Deep fundamental analysis reviews a company's financial statements, business model, industry position, and management decisions before you size or add to a stock. You look at revenue and earnings trends, margins, balance sheet strength, cash flows, and valuation to see if the current price makes sense. You also test how those drivers might change under different economic or competitive conditions.

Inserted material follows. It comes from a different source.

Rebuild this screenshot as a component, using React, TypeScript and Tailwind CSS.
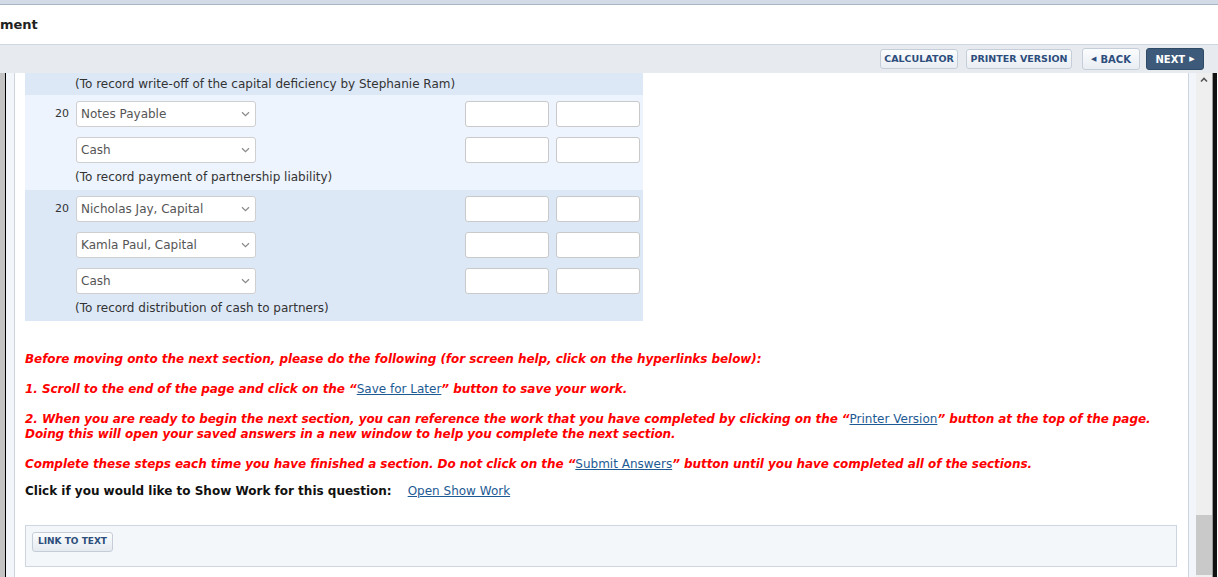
import React from 'react';

interface Line {
  num?: string;
  account: string;
}

interface Group {
  lines: Line[];
  note: string;
  dark: boolean;
}

const groups: Group[] = [
  {
    dark: false,
    note: '(To record payment of partnership liability)',
    lines: [{ num: '20', account: 'Notes Payable' }, { account: 'Cash' }],
  },
  {
    dark: true,
    note: '(To record distribution of cash to partners)',
    lines: [
      { num: '20', account: 'Nicholas Jay, Capital' },
      { account: 'Kamla Paul, Capital' },
      { account: 'Cash' },
    ],
  },
];

const Chevron = () => (
  <svg width="9" height="6" viewBox="0 0 9 6" className="shrink-0">
    <path d="M1 1.2 L4.5 4.6 L8 1.2" fill="none" stroke="#8a8a8a" strokeWidth="1.2" />
  </svg>
);

const ToolButton: React.FC<{ children: React.ReactNode; dark?: boolean; className?: string }> = ({ children, dark, className }) => (
  <button
    className={
      dark
        ? `flex items-center justify-center gap-1 rounded-[3px] border border-[#2f4a66] bg-[#3d5a7a] text-[9.5px] font-bold text-white ${className}`
        : `flex items-center justify-center gap-1 rounded-[3px] border border-[#c5ced8] bg-gradient-to-b from-[#fbfcfd] to-[#e9eef3] text-[9.5px] font-bold text-[#2d4d7c] ${className}`
    }
  >
    {children}
  </button>
);

const EntryRow: React.FC<Line> = ({ num, account }) => (
  <div className="grid h-[26px] grid-cols-[51px_180px_209px_84px_84px] items-center">
    <div className="pr-[7px] text-right text-[11px] text-[#333]">{num}</div>
    <div className="flex h-[26px] items-center justify-between rounded-[3px] border border-[#cfcfcf] bg-white pl-[4px] pr-[5px] text-[12px] text-[#555]">
      <span>{account}</span>
      <Chevron />
    </div>
    <div />
    <div className="h-[26px] w-[84px] rounded-[3px] border border-[#c9c9c9] bg-white" />
    <div className="ml-[7px] h-[26px] w-[84px] rounded-[3px] border border-[#c9c9c9] bg-white" />
  </div>
);

const Link: React.FC<{ children: React.ReactNode }> = ({ children }) => (
  <a className="font-normal not-italic tracking-normal text-[#1d5a93] underline">{children}</a>
);

export default function App() {
  return (
    <div className="flex h-[577px] w-[1218px] flex-col overflow-hidden bg-white font-['DejaVu_Sans',sans-serif] text-[12px] text-[#333]">
      {/* top strip */}
      <div className="h-[5px] shrink-0 border-b border-[#a7b5c4] bg-[#d3dce6]" />
      {/* title bar */}
      <div className="flex h-[40px] shrink-0 items-center border-b border-[#cfd6dd] bg-white pt-[1px]">
        <span className="text-[13px] font-bold text-[#222]">ment</span>
      </div>
      {/* toolbar */}
      <div className="flex h-[28px] shrink-0 items-center justify-end bg-[#e7ebef] pr-[14px]">
        <ToolButton className="h-[20px] w-[78px]">CALCULATOR</ToolButton>
        <ToolButton className="ml-[8px] h-[20px] w-[106px]">PRINTER VERSION</ToolButton>
        <ToolButton className="ml-[10px] h-[22px] w-[58px] text-[10px]">
          <span className="text-[7px]">◀</span>BACK
        </ToolButton>
        <ToolButton dark className="ml-[6px] h-[22px] w-[58px] text-[10px]">
          NEXT<span className="text-[7px]">▶</span>
        </ToolButton>
      </div>

      {/* content frame */}
      <div className="flex min-h-0 flex-1">
        <div className="w-[5px] bg-[#c3c3c3]" />
        <div className="w-[1px] bg-black" />
        <div className="w-[8px] bg-[#f2f6fb]" />
        <div className="flex w-[1175px] flex-col overflow-hidden border-x border-[#ccd5e0] bg-white pl-[10px] pr-[10px]">
          {/* journal table */}
          <div className="w-[618px]">
            <div className="flex h-[22px] items-center bg-[#dde8f7] pl-[50px]">
              (To record write-off of the capital deficiency by Stephanie Ram)
            </div>
            {groups.map((g, gi) => (
              <div key={gi} className={`flex flex-col pb-[6px] pt-[6px] ${g.dark ? 'bg-[#dde8f7]' : 'bg-[#edf4fd]'}`}>
                <div className="flex flex-col gap-[10px]">
                  {g.lines.map((l, li) => (
                    <EntryRow key={li} num={l.num} account={l.account} />
                  ))}
                </div>
                <div className="mt-[7px] h-[14px] pl-[50px] leading-[14px]">{g.note}</div>
              </div>
            ))}
          </div>

          {/* instructions */}
          <div className="mt-[31px] flex flex-col gap-[15px] text-[12px] font-bold italic leading-[15px] tracking-[-0.06px] text-[#ff0000]">
            <p>Before moving onto the next section, please do the following (for screen help, click on the hyperlinks below):</p>
            <p>
              1. Scroll to the end of the page and click on the “<Link>Save for Later</Link>” button to save your work.
            </p>
            <p>
              2. When you are ready to begin the next section, you can reference the work that you have completed by clicking on the “<Link>Printer Version</Link>” button at the top of the page.
              <br />
              Doing this will open your saved answers in a new window to help you complete the next section.
            </p>
            <p>
              Complete these steps each time you have finished a section. Do not click on the “<Link>Submit Answers</Link>” button until you have completed all of the sections.
            </p>
          </div>

          <div className="mt-[12px] flex h-[15px] items-center text-[12px] leading-[15px]">
            <span className="font-bold text-[#111]">Click if you would like to Show Work for this question:</span>
            <a className="ml-[16px] text-[#1d5a93] underline">Open Show Work</a>
          </div>

          <div className="mt-[26px] flex h-[42px] w-[1152px] shrink-0 items-start border border-[#cdd6e1] bg-[#f4f7fa] pl-[6px] pt-[6px]">
            <button className="h-[20px] rounded-[3px] border border-[#c5ced8] bg-gradient-to-b from-[#fbfcfd] to-[#e6ebf0] px-[5px] text-[9px] font-bold text-[#2d4d7c]">
              LINK TO TEXT
            </button>
          </div>
        </div>
        <div className="w-[7px] bg-[#f2f6fb]" />
        {/* scrollbar */}
        <div className="flex w-[16px] flex-col bg-[#efefef]">
          <div className="flex h-[14px] items-center justify-center">
            <svg width="8" height="6" viewBox="0 0 8 6">
              <path d="M1 4.5 L4 1.5 L7 4.5" fill="none" stroke="#555" strokeWidth="1.6" />
            </svg>
          </div>
          <div className="flex-1" />
          <div className="mb-[2px] h-[60px] bg-[#c9c9c9]" />
        </div>
        <div className="w-[1px] bg-[#9a9a9a]" />
        <div className="w-[4px] bg-[#111]" />
      </div>
    </div>
  );
}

Pros of deep fundamental analysis

  • Helps avoid weak businesses with stretched balance sheets
  • Supports clearer conviction levels and position sizing
  • Can flag valuation risk before it turns into permanent loss

Cons of deep fundamental analysis

  • Time‑intensive process across a large opportunity set
  • Requires access to clean data and consistent models
  • Thesis drift can creep in if reviews are not regular

Deep fundamental analysis suits stock investors who want clear reasons to own, add, or sell. It lets advisors explain each holding in concrete terms, which can make tough risk decisions easier to defend.

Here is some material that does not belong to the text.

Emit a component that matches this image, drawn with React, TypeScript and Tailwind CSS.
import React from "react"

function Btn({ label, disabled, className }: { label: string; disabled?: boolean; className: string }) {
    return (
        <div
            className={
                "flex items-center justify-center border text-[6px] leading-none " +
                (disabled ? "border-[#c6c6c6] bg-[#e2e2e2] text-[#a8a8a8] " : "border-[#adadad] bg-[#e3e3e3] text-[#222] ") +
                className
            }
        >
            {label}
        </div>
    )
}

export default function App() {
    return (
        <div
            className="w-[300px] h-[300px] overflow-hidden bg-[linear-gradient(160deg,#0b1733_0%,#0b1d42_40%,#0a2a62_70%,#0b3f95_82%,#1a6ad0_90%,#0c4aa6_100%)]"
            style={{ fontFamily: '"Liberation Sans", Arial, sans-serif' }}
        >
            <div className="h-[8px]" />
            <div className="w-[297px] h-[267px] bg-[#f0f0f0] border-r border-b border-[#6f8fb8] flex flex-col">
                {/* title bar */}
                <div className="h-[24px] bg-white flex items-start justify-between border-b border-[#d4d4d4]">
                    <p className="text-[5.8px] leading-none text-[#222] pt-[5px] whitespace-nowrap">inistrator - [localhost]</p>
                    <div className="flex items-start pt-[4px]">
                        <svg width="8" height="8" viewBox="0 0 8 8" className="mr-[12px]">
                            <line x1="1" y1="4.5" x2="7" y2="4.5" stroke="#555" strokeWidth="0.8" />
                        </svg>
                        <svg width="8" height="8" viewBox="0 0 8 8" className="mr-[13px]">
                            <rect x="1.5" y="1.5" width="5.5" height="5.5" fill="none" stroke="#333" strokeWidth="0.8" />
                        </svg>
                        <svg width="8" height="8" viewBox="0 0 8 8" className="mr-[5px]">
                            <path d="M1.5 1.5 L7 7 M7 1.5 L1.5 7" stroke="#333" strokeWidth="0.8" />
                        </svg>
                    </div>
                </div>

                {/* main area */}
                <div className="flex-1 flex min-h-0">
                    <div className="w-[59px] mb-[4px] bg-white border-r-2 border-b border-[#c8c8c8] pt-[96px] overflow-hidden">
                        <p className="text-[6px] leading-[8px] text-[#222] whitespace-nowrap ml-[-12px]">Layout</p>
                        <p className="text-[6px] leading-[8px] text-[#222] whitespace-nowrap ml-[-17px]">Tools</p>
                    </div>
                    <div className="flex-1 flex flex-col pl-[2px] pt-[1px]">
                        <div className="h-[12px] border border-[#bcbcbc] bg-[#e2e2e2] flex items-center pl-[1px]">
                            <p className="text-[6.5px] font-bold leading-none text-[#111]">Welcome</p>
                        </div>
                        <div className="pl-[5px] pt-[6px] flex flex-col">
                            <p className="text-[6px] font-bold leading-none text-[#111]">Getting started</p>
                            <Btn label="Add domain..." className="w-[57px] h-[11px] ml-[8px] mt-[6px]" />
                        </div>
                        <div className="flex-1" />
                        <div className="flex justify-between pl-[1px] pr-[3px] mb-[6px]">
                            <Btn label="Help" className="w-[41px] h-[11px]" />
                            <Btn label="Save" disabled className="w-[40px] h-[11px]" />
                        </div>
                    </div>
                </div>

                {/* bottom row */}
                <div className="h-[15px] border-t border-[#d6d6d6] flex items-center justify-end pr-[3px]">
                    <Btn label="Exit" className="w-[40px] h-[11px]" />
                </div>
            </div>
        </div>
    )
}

2. Managing market volatility

Managing market volatility involves setting rules so that price swings do not drive every decision in the portfolio. This can include target ranges for equity exposure, pre-agreed rebalancing bands, and clear cash buffers for withdrawals. These strategies help you respond to volatility with planned moves instead of reaction trades.

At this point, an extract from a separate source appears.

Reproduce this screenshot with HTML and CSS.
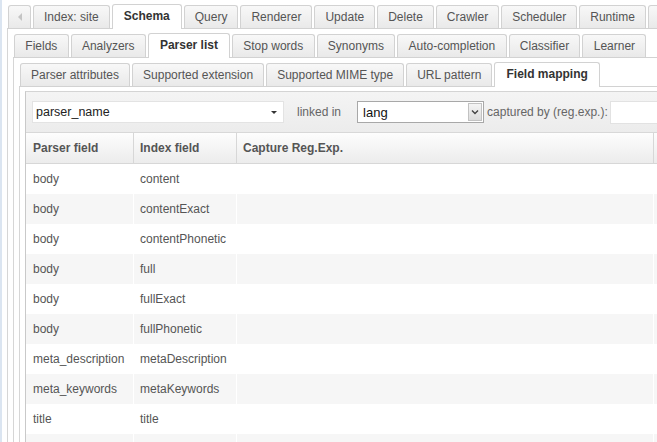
FILE: index.html
```html
<!DOCTYPE html>
<html>
<head>
<meta charset="utf-8">
<link rel="stylesheet" href="styles.css">
</head>
<body>
<div class="page">
  <div class="tabbox top">
    <div class="tabs">
      <div class="tab scroll"><span class="arrow"></span></div>
      <div class="tab">Index: site</div>
      <div class="tab sel">Schema</div>
      <div class="tab">Query</div>
      <div class="tab">Renderer</div>
      <div class="tab">Update</div>
      <div class="tab">Delete</div>
      <div class="tab">Crawler</div>
      <div class="tab">Scheduler</div>
      <div class="tab">Runtime</div>
      <div class="tab blank"></div>
    </div>
    <div class="panel">
      <div class="tabbox">
        <div class="tabs mid">
          <div class="tab">Fields</div>
          <div class="tab">Analyzers</div>
          <div class="tab sel">Parser list</div>
          <div class="tab">Stop words</div>
          <div class="tab">Synonyms</div>
          <div class="tab">Auto-completion</div>
          <div class="tab">Classifier</div>
          <div class="tab">Learner</div>
        </div>
        <div class="panel">
          <div class="tabbox">
            <div class="tabs">
              <div class="tab">Parser attributes</div>
              <div class="tab">Supported extension</div>
              <div class="tab">Supported MIME type</div>
              <div class="tab">URL pattern</div>
              <div class="tab sel">Field mapping</div>
            </div>
            <div class="panel">
              <div class="box">
                <div class="toolbar">
                  <div class="combo"><span class="combo-text">parser_name</span><span class="combo-caret"></span></div>
                  <span class="label linked">linked in</span>
                  <div class="select"><span class="select-text">lang</span><span class="select-btn"><svg width="8" height="6" viewBox="0 0 8 6"><path d="M1 1.5 L4 4.5 L7 1.5" fill="none" stroke="#444" stroke-width="1.4"/></svg></span></div>
                  <span class="label captured">captured by (reg.exp.):</span>
                  <div class="input"></div>
                </div>
                <table class="grid">
                  <colgroup>
                    <col class="c1"><col class="c2"><col class="c3"><col class="c4">
                  </colgroup>
                  <thead>
                    <tr><th>Parser field</th><th>Index field</th><th>Capture Reg.Exp.</th><th></th></tr>
                  </thead>
                  <tbody>
                    <tr><td>body</td><td>content</td><td></td><td></td></tr>
                    <tr><td>body</td><td>contentExact</td><td></td><td></td></tr>
                    <tr><td>body</td><td>contentPhonetic</td><td></td><td></td></tr>
                    <tr><td>body</td><td>full</td><td></td><td></td></tr>
                    <tr><td>body</td><td>fullExact</td><td></td><td></td></tr>
                    <tr><td>body</td><td>fullPhonetic</td><td></td><td></td></tr>
                    <tr><td>meta_description</td><td>metaDescription</td><td></td><td></td></tr>
                    <tr><td>meta_keywords</td><td>metaKeywords</td><td></td><td></td></tr>
                    <tr><td>title</td><td>title</td><td></td><td></td></tr>
                    <tr class="last"><td></td><td></td><td></td><td></td></tr>
                  </tbody>
                </table>
              </div>
            </div>
          </div>
        </div>
      </div>
    </div>
  </div>
</div>
</body>
</html>
```
FILE: styles.css
```css
html, body {
  margin: 0;
  padding: 0;
  background: #fff;
}
body {
  width: 657px;
  height: 442px;
  overflow: hidden;
  font-family: "Liberation Sans", Arial, sans-serif;
  font-size: 12px;
  color: #555;
}
.page {
  width: 760px;
  height: 442px;
  border-left: 2px solid #dbe5f1;
  box-sizing: border-box;
}
.tabbox.top {
  margin-left: 5px;
  padding-top: 4px;
}
.tabs {
  display: flex;
  align-items: flex-end;
  height: 24px;
  padding-left: 1px;
  border-bottom: 1px solid #d2d2d2;
  white-space: nowrap;
}
.tab {
  height: 22px;
  line-height: 22px;
  padding: 0 10px;
  margin-right: 2px;
  border: 1px solid #d2d2d2;
  border-bottom: none;
  border-radius: 3px 3px 0 0;
  background: linear-gradient(#f8f8f8, #e9e9e9);
  color: #555;
  flex: none;
}
.tabs.mid .tab {
  padding: 0 10.3px;
}
.tab.sel,
.tabs.mid .tab.sel {
  height: 24px;
  line-height: 23px;
  margin-bottom: -1px;
  background: #fff;
  color: #333;
  font-weight: bold;
  padding: 0 11px;
}
.tab.blank {
  width: 30px;
}
.tab.scroll {
  width: 21px;
  padding: 0;
  display: flex;
  align-items: center;
  justify-content: center;
}
.arrow {
  width: 0;
  height: 0;
  border-top: 4px solid transparent;
  border-bottom: 4px solid transparent;
  border-right: 4px solid #c4c4c4;
}
.panel {
  border-left: 1px solid #d6d6d6;
  padding: 4px 0 0 5px;
  height: 600px;
}
.box {
  border-left: 1px solid #c9c9c9;
  border-top: 1px solid #d4d4d4;
  height: 600px;
}
.toolbar {
  display: flex;
  align-items: center;
  height: 40px;
  padding-left: 6px;
  background: linear-gradient(#f4f4f4, #ececec);
  border-bottom: 1px solid #d8d8d8;
}
.combo {
  height: 20px;
  border: 1px solid #e3e3e3;
  background: #fff;
  display: flex;
  align-items: center;
  justify-content: space-between;
  padding: 0 6px 0 3px;
  width: 241px;
}
.combo-text {
  color: #222;
  font-size: 12.5px;
}
.combo-caret {
  width: 0;
  height: 0;
  border-left: 3px solid transparent;
  border-right: 3px solid transparent;
  border-top: 3px solid #333;
  margin-top: 1px;
}
.label {
  color: #666;
}
.linked {
  margin-left: 13px;
}
.select {
  margin-left: 16px;
  width: 124px;
  height: 20px;
  border: 1px solid #a8a8a8;
  background: #fff;
  display: flex;
  align-items: center;
  justify-content: space-between;
  padding-right: 1px;
}
.select-text {
  color: #111;
  font-size: 13px;
  padding-left: 5px;
}
.select-btn {
  width: 14px;
  height: 18px;
  box-sizing: border-box;
  border: 1px solid #c2c2c2;
  background: linear-gradient(#f4f4f4, #dcdcdc);
  display: flex;
  align-items: center;
  justify-content: center;
}
.captured {
  margin-left: 3px;
}
.input {
  margin-left: 2px;
  width: 120px;
  height: 21px;
  border: 1px solid #e2e2e2;
  background: #fff;
  flex: none;
}
.grid {
  border-collapse: separate;
  border-spacing: 0;
  table-layout: fixed;
  width: 730px;
}
.c1 { width: 108px; }
.c2 { width: 103px; }
.c3 { width: 417px; }
.c4 { width: 102px; }
.grid th {
  height: 30px;
  padding: 0 0 0 6px;
  text-align: left;
  font-weight: bold;
  color: #555;
  background: linear-gradient(#fdfdfd, #ececec);
  border-right: 1px solid #d7d7d7;
  border-bottom: 1px solid #d7d7d7;
}
.grid th:first-child,
.grid td:first-child {
  padding-left: 7px;
}
.grid td {
  height: 30px;
  padding: 0 0 0 6px;
  border-right: 1px solid #fff;
  white-space: nowrap;
  color: #555;
}
.grid tbody tr:nth-child(even) td {
  background: #f6f6f6;
}
```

Pros of volatility management

  • Encourages disciplined rebalancing during sharp market moves
  • Helps clients stay invested through short-term turbulence
  • Supports clearer communication about expected portfolio behavior

Cons of volatility management

  • Strict rules can feel uncomfortable in extreme markets
  • Clients may resist adding risk after large losses
  • Requires ongoing education and expectation-setting with clients

Managing market volatility suits investors who care about the process as much as returns. It gives advisors a way to frame swings in the market as triggers for planned actions, not reasons to abandon long-term strategy.

3. Sector rotation

Sector rotation shifts equity exposure toward sectors expected to lead in a given phase of the business cycle. Advisors tilt between areas like technology, financials, industrials, and defensives based on earnings trends, rates, and growth signals. It adds a macro view on top of stock research without changing the main case for investing in stocks.

Pros of sector rotation

  • Lets you pursue leadership as market cycles change
  • Helps reduce exposure to weakening sectors early
  • Creates a clear framework for macro-driven portfolio tilts

Cons of sector rotation

  • Requires accurate read of economic and market signals
  • Can increase turnover and trading costs
  • Mistimed shifts may underperform simple index exposure

Sector rotation suits seasoned investors who already track macro data and sector earnings. It gives advisors a structured way to express those views inside diversified portfolios while keeping clients focused on the process.

Looking for the best risk management tools for your RIA? We got them sorted in this guide.

How to choose the right stock investing strategy for your clients

When working out the right strategy for your clients, start with the basics: risk tolerance, time horizon, and tax situation. Then match those factors to a clear stock playbook that uses tactics like active growth, cyclical tilts, quality holdings, options hedging, and tax-loss harvesting when investing in stocks.

Review these choices on a set schedule so they stay aligned with each client's goals and cash needs. Adjust position sizes, sector tilts, and risk controls as their circumstances or the market conditions change, rather than rebuilding the portfolio from the ground up each time.